You can infinitely complicate it further to reflect differences in seniority, account for sick leaves, vacations, etc. It’s entirely up to you to determine when you’ve reached the point of diminishing returns. In principle, a rough approximation is sufficient for this exercise. I don’t bother diving deeper than the example provided above.

What are the good numbers?

This heavily depends on your organisation, budget, and ambition.

Let’s think about a couple of different organizations:

Mature enterprise software, with an established niche on the market, limited competition, yet also limited scalability prospects. While new features are being built — the focus is on maintaining the system, and maximising profit by reducing the operational expenses of the system. Such company may have fairly high KTLO, and enhancement numbers, followed by enablement, and roadmap work in the tail.
On the other side of spectrum, we have a smaller scale up employing a hundred of engineers. Most likely the competition is tough, and the means of surviving as a business is to ship features actively to retain attractiveness of own solution. This company will likely prioritise backlog work, and have a lot of sacrifices of Enhancement work stream.
There are all sorts of companies in between. A good example is Telegram, serving nearly a billion users with a handful of engineers.

Think of it as a gradient and apply common sense when considering what good numbers are. A consistent increase in the share of enablement or KTLO should be a signal. If unplanned, it indicates that the quality of the product or process is deteriorating, ultimately leading to a decreased velocity of feature delivery. Such a situation may signal the need for intervention and a shift in focus towards codebase maintenance, building better tooling, changing processes, etc.

Conversely, very high numbers in the Roadmap share (I’d say 80% and above for feature teams) could indicate that the team is neglecting code quality, potentially increasing technical debt. If something sounds too good to be true, it probably isn’t.

That said, companies differ, and mileage can vary. Please benchmark against your own historical data, not the numbers proposed in this article.

Collecting, and visualizing labeled data:

I find working with CSV exports the easiest, both manually, and automatically. Despite the chosen approach, the workflow will resemble something similar:

Iterate through sprints, collect the data point per each category per sprint
Calculate the % share of work stream. It will help to keep the data resilient to story point inflation and team restructurings.
Draw the plot

I won’t provide specific advice on the process here. Personally, I export data points into a CSV and paste them into a Google Spreadsheet with the necessary formulas and the chart itself. It’s very convenient to embed those charts into slide decks. That said, everyone has different workflows, so consider what works best for you.

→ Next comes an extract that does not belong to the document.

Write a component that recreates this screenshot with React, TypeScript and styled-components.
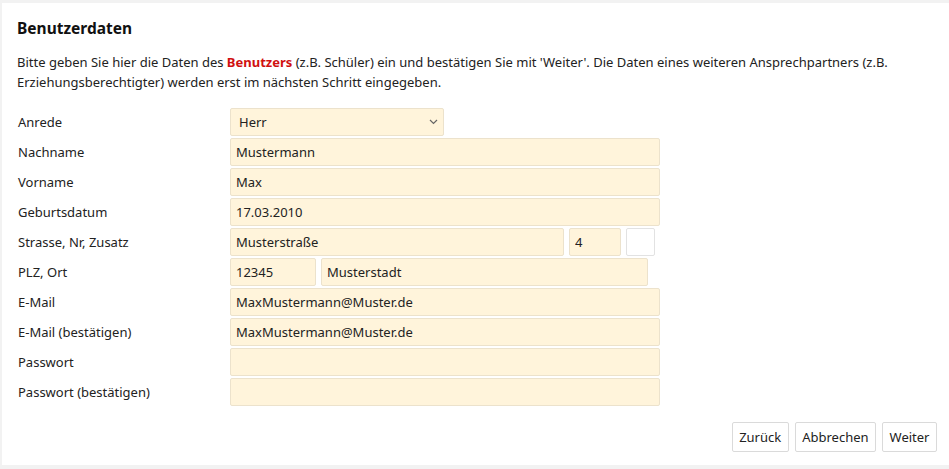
import React from 'react';
import styled, { createGlobalStyle } from 'styled-components';

const Global = createGlobalStyle`
  html, body { margin: 0; padding: 0; background: #f2f2f2; }
  body {
    font-family: "Noto Sans", "Open Sans", sans-serif;
    font-size: 13px;
    color: #222;
  }
  * { box-sizing: border-box; }
`;

const Panel = styled.div`
  margin: 3px 0 0 2px;
  background: #fff;
  height: 462px;
  padding: 13px 12px 0 15px;
  display: flex;
  flex-direction: column;
`;

const Title = styled.h2`
  margin: 0;
  font-size: 15.5px;
  font-weight: 700;
  line-height: 24px;
  color: #111;
`;

const Intro = styled.p`
  margin: 12px 0 0;
  line-height: 20px;
  color: #222;
`;

const Strong = styled.b`
  color: #d01010;
  font-weight: 700;
`;

const Form = styled.div`
  margin-top: 16px;
  display: grid;
  grid-template-columns: 213px 1fr;
  row-gap: 2px;
`;

const Label = styled.label`
  display: flex;
  align-items: center;
  height: 28px;
  padding-left: 1px;
`;

const Fields = styled.div`
  display: flex;
  gap: 5px;
  height: 28px;
`;

const Input = styled.input<{ $w: number; $blank?: boolean }>`
  width: ${(p) => p.$w}px;
  height: 28px;
  margin: 0;
  padding: 0 5px;
  font: inherit;
  color: #222;
  background: ${(p) => (p.$blank ? '#fff' : '#fff4db')};
  border: 1px solid ${(p) => (p.$blank ? '#e2e2e2' : '#ece2cc')};
  border-radius: 2px;
  outline: none;
`;

const SelectWrap = styled.div`
  position: relative;
  width: 214px;
  height: 28px;
`;

const Select = styled.select`
  appearance: none;
  width: 100%;
  height: 100%;
  margin: 0;
  padding: 0 8px;
  font: inherit;
  color: #222;
  background: #fff4db;
  border: 1px solid #ece2cc;
  border-radius: 2px;
  outline: none;
`;

const Chevron = styled.svg`
  position: absolute;
  right: 6px;
  top: 11px;
  pointer-events: none;
`;

const Actions = styled.div`
  margin-top: 16px;
  display: flex;
  justify-content: flex-end;
  gap: 6px;
`;

const Button = styled.button`
  height: 30px;
  padding: 0 6.5px;
  font: inherit;
  color: #222;
  background: #fff;
  border: 1px solid #dadada;
  border-radius: 2px;
`;

export default function App() {
  return (
    <>
      <Global />
      <Panel>
        <Title>Benutzerdaten</Title>
        <Intro>
          Bitte geben Sie hier die Daten des <Strong>Benutzers</Strong> (z.B. Schüler) ein und bestätigen Sie mit
          'Weiter'. Die Daten eines weiteren Ansprechpartners (z.B. Erziehungsberechtigter) werden erst im nächsten
          Schritt eingegeben.
        </Intro>
        <Form>
          <Label>Anrede</Label>
          <Fields>
            <SelectWrap>
              <Select defaultValue="Herr">
                <option>Herr</option>
                <option>Frau</option>
              </Select>
              <Chevron width="9" height="6" viewBox="0 0 9 6">
                <path d="M1 1l3.5 3.5L8 1" fill="none" stroke="#666" strokeWidth="1.2" />
              </Chevron>
            </SelectWrap>
          </Fields>
          <Label>Nachname</Label>
          <Fields>
            <Input $w={430} defaultValue="Mustermann" />
          </Fields>
          <Label>Vorname</Label>
          <Fields>
            <Input $w={430} defaultValue="Max" />
          </Fields>
          <Label>Geburtsdatum</Label>
          <Fields>
            <Input $w={430} defaultValue="17.03.2010" />
          </Fields>
          <Label>Strasse, Nr, Zusatz</Label>
          <Fields>
            <Input $w={334} defaultValue="Musterstraße" />
            <Input $w={52} defaultValue="4" />
            <Input $w={29} $blank defaultValue="" />
          </Fields>
          <Label>PLZ, Ort</Label>
          <Fields>
            <Input $w={86} defaultValue="12345" />
            <Input $w={327} defaultValue="Musterstadt" />
          </Fields>
          <Label>E-Mail</Label>
          <Fields>
            <Input $w={430} defaultValue="MaxMustermann@Muster.de" />
          </Fields>
          <Label>E-Mail (bestätigen)</Label>
          <Fields>
            <Input $w={430} defaultValue="MaxMustermann@Muster.de" />
          </Fields>
          <Label>Passwort</Label>
          <Fields>
            <Input $w={430} type="password" defaultValue="" />
          </Fields>
          <Label>Passwort (bestätigen)</Label>
          <Fields>
            <Input $w={430} type="password" defaultValue="" />
          </Fields>
        </Form>
        <Actions>
          <Button>Zurück</Button>
          <Button>Abbrechen</Button>
          <Button>Weiter</Button>
        </Actions>
      </Panel>
    </>
  );
}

Example of trends for a team with KTLO, and Enablement taking over Roadmap work over the course of a year

Shortcomings

There are some distinct disadvantages of this method, which you need to keep in mind:

This method alone isn’t sufficient to make a judgement call. For example increase of KTLO may indicate as drop in quality, but alternatively it can be a reasonable trend for a greenfield project, that got released
Small engineering teams may not produce enough data to make an educated guess
The elephant in room is that this data is based on estimation, not the actual time spent. Besides, it expects you to reflect all (most) of your non-production activities in Jira.

Conclusions

The main takeaway is that you shouldn’t rush to conclusions. Work stream distribution can serve as a tool towards achieving your goals, but it shouldn’t be the sole basis for the decisions you make.

I find work stream distribution data useful, and it aids me in making better planning decisions. The setup requires minimal time, and maintenance is even simpler moving forward.

I would be interested to hear about your experiences and approaches in the comments.